• [Data]
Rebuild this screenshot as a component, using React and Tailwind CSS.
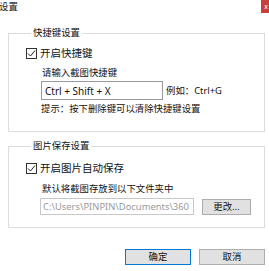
import React from "react";

const font = { fontFamily: '"Noto Sans", "Noto Sans CJK SC", sans-serif' };

const Check = () => (
  <span className="w-[11px] h-[11px] border border-[#333] bg-white flex items-center justify-center shrink-0">
    <svg width="9" height="9" viewBox="0 0 9 9">
      <path d="M1 4.5 L3.5 7 L8 1.5" fill="none" stroke="#222" strokeWidth="1" />
    </svg>
  </span>
);

export default function App() {
  return (
    <div
      className="w-[269px] h-[271px] bg-white text-[9.4px] leading-none text-[#111] overflow-hidden flex flex-col"
      style={font}
    >
      {/* title bar */}
      <div className="h-[14px] flex items-start justify-between">
        <span className="ml-[-1px] mt-[2px] text-[9.4px]">设置</span>
        <div className="w-[8px] h-[13px] bg-[#c9403a] flex items-center justify-end pr-[1px]">
          <span className="text-white text-[7px] leading-none">x</span>
        </div>
      </div>

      {/* shortcut group */}
      <fieldset className="ml-[8px] mr-[4px] mt-[13px] border border-[#dcdcdc] h-[105px] pl-[17px]">
        <legend className="ml-[5px] px-[2px] leading-[12px]">快捷键设置</legend>
        <div className="flex items-center gap-[3px] mt-[9px]">
          <Check />
          <span className="text-[10.5px]">开启快捷键</span>
        </div>
        <div className="ml-[15px]">
          <div className="mt-[9px] ml-[1px]">请输入截图快捷键</div>
          <div className="flex items-center mt-[4px]">
            <div className="w-[122px] h-[19px] border border-[#9a9a9a] flex items-center pl-[3px] text-[10px]">
              Ctrl + Shift + X
            </div>
            <span className="ml-[3px]">例如：Ctrl+G</span>
          </div>
          <div className="mt-[4px]">提示：按下删除键可以清除快捷键设置</div>
        </div>
      </fieldset>

      {/* save group */}
      <fieldset className="ml-[8px] mr-[4px] mt-[8px] border border-[#dcdcdc] h-[88px] pl-[17px]">
        <legend className="ml-[5px] px-[2px] leading-[12px]">图片保存设置</legend>
        <div className="flex items-center gap-[3px] mt-[11px]">
          <Check />
          <span className="text-[10.5px]">开启图片自动保存</span>
        </div>
        <div className="ml-[14px]">
          <div className="mt-[10px] ml-[2px]">默认将截图存放到以下文件夹中</div>
          <div className="flex items-center mt-[5px]">
            <div className="w-[154px] h-[17px] border border-[#c8c8c8] flex items-center pl-[2px] text-[#9a9a9a] text-[9.4px] overflow-hidden whitespace-nowrap">
              C:\Users\PINPIN\Documents\360
            </div>
            <button className="ml-[8px] w-[49px] h-[16px] border border-[#acacac] bg-[#e1e1e1] flex items-center justify-center">
              更改...
            </button>
          </div>
        </div>
      </fieldset>

      {/* buttons */}
      <div className="flex justify-end gap-[8px] mt-[21px] mr-[4px]">
        <button className="w-[66px] h-[16px] border border-[#0078d7] bg-[#e1e1e1] flex items-center justify-center">
          确定
        </button>
        <button className="w-[66px] h-[16px] border border-[#adadad] bg-[#e1e1e1] flex items-center justify-center">
          取消
        </button>
      </div>
    </div>
  );
}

• [To do] Retype the whole listing, keeping every line identical and omitting all pictures.

• [Solution to this task]
Rebuild this screenshot as a component, using React and Tailwind CSS.
import React from "react";

const font = { fontFamily: '"Noto Sans", "Noto Sans CJK SC", sans-serif' };

const Check = () => (
  <span className="w-[11px] h-[11px] border border-[#333] bg-white flex items-center justify-center shrink-0">
    <svg width="9" height="9" viewBox="0 0 9 9">
      <path d="M1 4.5 L3.5 7 L8 1.5" fill="none" stroke="#222" strokeWidth="1" />
    </svg>
  </span>
);

export default function App() {
  return (
    <div
      className="w-[269px] h-[271px] bg-white text-[9.4px] leading-none text-[#111] overflow-hidden flex flex-col"
      style={font}
    >
      {/* title bar */}
      <div className="h-[14px] flex items-start justify-between">
        <span className="ml-[-1px] mt-[2px] text-[9.4px]">设置</span>
        <div className="w-[8px] h-[13px] bg-[#c9403a] flex items-center justify-end pr-[1px]">
          <span className="text-white text-[7px] leading-none">x</span>
        </div>
      </div>

      {/* shortcut group */}
      <fieldset className="ml-[8px] mr-[4px] mt-[13px] border border-[#dcdcdc] h-[105px] pl-[17px]">
        <legend className="ml-[5px] px-[2px] leading-[12px]">快捷键设置</legend>
        <div className="flex items-center gap-[3px] mt-[9px]">
          <Check />
          <span className="text-[10.5px]">开启快捷键</span>
        </div>
        <div className="ml-[15px]">
          <div className="mt-[9px] ml-[1px]">请输入截图快捷键</div>
          <div className="flex items-center mt-[4px]">
            <div className="w-[122px] h-[19px] border border-[#9a9a9a] flex items-center pl-[3px] text-[10px]">
              Ctrl + Shift + X
            </div>
            <span className="ml-[3px]">例如：Ctrl+G</span>
          </div>
          <div className="mt-[4px]">提示：按下删除键可以清除快捷键设置</div>
        </div>
      </fieldset>

      {/* save group */}
      <fieldset className="ml-[8px] mr-[4px] mt-[8px] border border-[#dcdcdc] h-[88px] pl-[17px]">
        <legend className="ml-[5px] px-[2px] leading-[12px]">图片保存设置</legend>
        <div className="flex items-center gap-[3px] mt-[11px]">
          <Check />
          <span className="text-[10.5px]">开启图片自动保存</span>
        </div>
        <div className="ml-[14px]">
          <div className="mt-[10px] ml-[2px]">默认将截图存放到以下文件夹中</div>
          <div className="flex items-center mt-[5px]">
            <div className="w-[154px] h-[17px] border border-[#c8c8c8] flex items-center pl-[2px] text-[#9a9a9a] text-[9.4px] overflow-hidden whitespace-nowrap">
              C:\Users\PINPIN\Documents\360
            </div>
            <button className="ml-[8px] w-[49px] h-[16px] border border-[#acacac] bg-[#e1e1e1] flex items-center justify-center">
              更改...
            </button>
          </div>
        </div>
      </fieldset>

      {/* buttons */}
      <div className="flex justify-end gap-[8px] mt-[21px] mr-[4px]">
        <button className="w-[66px] h-[16px] border border-[#0078d7] bg-[#e1e1e1] flex items-center justify-center">
          确定
        </button>
        <button className="w-[66px] h-[16px] border border-[#adadad] bg-[#e1e1e1] flex items-center justify-center">
          取消
        </button>
      </div>
    </div>
  );
}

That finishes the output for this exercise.